### Exercise instructions
Take from the listing each line that has the string "code".
►
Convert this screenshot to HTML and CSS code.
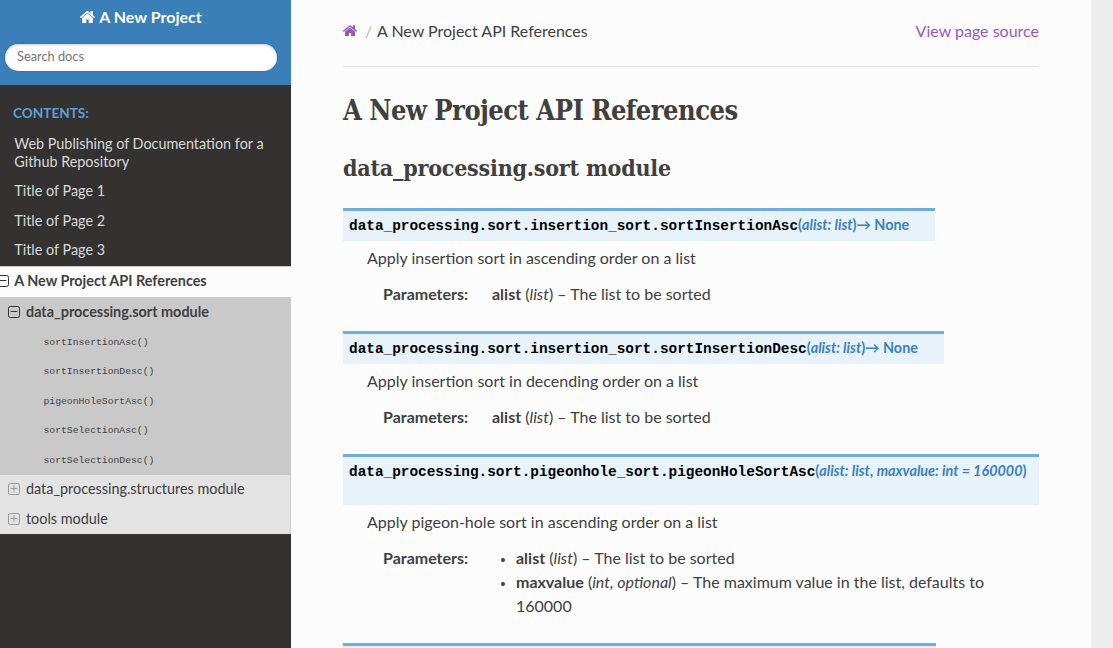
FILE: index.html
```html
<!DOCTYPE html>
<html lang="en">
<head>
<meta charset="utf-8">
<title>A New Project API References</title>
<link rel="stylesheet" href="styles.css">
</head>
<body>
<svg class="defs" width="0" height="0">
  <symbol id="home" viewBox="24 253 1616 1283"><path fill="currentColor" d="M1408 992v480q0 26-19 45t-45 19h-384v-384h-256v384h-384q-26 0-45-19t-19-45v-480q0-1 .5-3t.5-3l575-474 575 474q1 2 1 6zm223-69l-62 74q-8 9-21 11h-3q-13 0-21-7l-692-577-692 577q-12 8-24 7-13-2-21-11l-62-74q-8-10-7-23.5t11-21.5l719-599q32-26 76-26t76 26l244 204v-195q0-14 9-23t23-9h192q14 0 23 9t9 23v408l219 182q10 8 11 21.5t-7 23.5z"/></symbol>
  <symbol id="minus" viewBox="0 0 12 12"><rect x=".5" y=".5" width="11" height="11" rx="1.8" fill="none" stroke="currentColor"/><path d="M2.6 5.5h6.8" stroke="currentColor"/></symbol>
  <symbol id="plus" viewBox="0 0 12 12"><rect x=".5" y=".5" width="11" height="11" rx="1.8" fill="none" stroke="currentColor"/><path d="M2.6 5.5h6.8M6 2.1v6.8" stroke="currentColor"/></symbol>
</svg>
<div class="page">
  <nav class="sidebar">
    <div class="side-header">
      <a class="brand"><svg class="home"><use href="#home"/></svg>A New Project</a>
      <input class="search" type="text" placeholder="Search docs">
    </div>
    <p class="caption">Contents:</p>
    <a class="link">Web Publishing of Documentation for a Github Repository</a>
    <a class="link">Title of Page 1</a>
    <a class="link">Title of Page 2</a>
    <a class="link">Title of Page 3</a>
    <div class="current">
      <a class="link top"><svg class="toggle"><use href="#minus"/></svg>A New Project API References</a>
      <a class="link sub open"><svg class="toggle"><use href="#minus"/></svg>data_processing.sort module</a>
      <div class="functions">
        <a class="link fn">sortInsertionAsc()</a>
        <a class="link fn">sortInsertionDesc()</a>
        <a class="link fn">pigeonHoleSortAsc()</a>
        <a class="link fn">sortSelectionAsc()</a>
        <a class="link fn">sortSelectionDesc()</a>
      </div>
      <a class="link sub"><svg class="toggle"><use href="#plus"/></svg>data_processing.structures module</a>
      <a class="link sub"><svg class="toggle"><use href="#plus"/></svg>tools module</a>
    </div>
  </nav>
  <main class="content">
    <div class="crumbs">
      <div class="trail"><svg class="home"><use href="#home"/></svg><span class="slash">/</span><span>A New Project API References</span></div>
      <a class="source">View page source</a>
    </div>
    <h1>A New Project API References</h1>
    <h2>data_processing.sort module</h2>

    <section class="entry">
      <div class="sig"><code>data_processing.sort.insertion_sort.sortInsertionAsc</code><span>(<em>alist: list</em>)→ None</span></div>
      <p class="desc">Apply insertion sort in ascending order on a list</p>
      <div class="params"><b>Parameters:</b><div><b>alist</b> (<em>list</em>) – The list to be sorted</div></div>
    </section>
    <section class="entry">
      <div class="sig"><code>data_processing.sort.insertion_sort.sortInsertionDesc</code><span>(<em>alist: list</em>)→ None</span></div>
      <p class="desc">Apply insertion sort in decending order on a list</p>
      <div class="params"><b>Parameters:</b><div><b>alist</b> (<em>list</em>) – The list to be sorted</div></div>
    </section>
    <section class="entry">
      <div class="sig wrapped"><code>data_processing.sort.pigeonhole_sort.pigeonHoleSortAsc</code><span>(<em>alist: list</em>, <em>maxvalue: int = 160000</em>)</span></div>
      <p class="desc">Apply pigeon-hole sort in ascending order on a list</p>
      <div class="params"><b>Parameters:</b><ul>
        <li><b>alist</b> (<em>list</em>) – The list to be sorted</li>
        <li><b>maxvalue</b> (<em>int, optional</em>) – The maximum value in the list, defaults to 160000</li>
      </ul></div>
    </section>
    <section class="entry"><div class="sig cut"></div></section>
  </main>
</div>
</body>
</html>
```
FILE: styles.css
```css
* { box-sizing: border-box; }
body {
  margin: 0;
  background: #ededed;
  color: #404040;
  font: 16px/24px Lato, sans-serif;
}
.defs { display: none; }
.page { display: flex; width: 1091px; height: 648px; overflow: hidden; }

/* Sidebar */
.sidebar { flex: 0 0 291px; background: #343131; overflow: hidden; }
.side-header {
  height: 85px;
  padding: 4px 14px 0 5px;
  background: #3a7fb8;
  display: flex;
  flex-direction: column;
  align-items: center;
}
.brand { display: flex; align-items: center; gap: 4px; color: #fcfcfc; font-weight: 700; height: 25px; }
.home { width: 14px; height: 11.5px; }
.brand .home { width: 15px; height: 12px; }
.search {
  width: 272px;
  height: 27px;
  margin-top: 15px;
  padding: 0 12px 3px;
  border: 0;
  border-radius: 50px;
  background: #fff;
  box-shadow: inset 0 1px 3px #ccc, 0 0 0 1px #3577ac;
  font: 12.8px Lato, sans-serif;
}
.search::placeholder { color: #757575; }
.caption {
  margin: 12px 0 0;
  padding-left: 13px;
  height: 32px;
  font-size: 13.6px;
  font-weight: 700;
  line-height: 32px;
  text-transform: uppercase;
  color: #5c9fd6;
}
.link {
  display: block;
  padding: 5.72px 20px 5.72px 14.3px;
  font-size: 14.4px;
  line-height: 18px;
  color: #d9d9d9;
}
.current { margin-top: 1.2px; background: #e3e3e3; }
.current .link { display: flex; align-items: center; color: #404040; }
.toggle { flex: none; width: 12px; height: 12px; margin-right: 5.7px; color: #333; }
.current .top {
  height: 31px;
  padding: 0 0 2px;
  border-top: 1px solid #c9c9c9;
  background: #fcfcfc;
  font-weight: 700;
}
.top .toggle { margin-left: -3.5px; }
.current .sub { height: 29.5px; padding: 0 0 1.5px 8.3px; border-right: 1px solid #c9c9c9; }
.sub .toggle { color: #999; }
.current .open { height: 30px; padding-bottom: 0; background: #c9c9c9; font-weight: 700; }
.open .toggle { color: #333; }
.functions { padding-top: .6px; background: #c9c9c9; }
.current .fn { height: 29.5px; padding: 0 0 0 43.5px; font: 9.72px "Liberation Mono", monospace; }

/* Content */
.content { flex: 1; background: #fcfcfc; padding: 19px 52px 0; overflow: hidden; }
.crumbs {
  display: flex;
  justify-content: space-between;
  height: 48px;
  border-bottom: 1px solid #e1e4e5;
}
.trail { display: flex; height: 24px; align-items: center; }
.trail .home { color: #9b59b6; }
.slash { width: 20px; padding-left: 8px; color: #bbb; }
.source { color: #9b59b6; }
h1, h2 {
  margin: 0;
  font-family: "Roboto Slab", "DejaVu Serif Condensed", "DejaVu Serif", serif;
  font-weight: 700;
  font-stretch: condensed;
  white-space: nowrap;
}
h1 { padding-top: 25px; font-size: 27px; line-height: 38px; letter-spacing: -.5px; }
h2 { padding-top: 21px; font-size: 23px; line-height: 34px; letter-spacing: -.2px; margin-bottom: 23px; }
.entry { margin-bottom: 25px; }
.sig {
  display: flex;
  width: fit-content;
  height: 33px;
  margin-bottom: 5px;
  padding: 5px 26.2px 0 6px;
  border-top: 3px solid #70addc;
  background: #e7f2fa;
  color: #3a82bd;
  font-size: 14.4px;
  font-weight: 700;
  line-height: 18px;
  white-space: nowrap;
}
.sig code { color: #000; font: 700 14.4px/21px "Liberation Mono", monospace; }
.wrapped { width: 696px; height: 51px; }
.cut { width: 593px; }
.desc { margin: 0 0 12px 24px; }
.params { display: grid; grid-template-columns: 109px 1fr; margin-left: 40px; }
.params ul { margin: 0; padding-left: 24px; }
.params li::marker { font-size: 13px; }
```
◄
### Result of the exercise
Convert this screenshot to HTML and CSS code.
      <div class="sig"><code>data_processing.sort.insertion_sort.sortInsertionAsc</code><span>(<em>alist: list</em>)→ None</span></div>
      <div class="sig"><code>data_processing.sort.insertion_sort.sortInsertionDesc</code><span>(<em>alist: list</em>)→ None</span></div>
      <div class="sig wrapped"><code>data_processing.sort.pigeonhole_sort.pigeonHoleSortAsc</code><span>(<em>alist: list</em>, <em>maxvalue: int = 160000</em>)</span></div>
.sig code { color: #000; font: 700 14.4px/21px "Liberation Mono", monospace; }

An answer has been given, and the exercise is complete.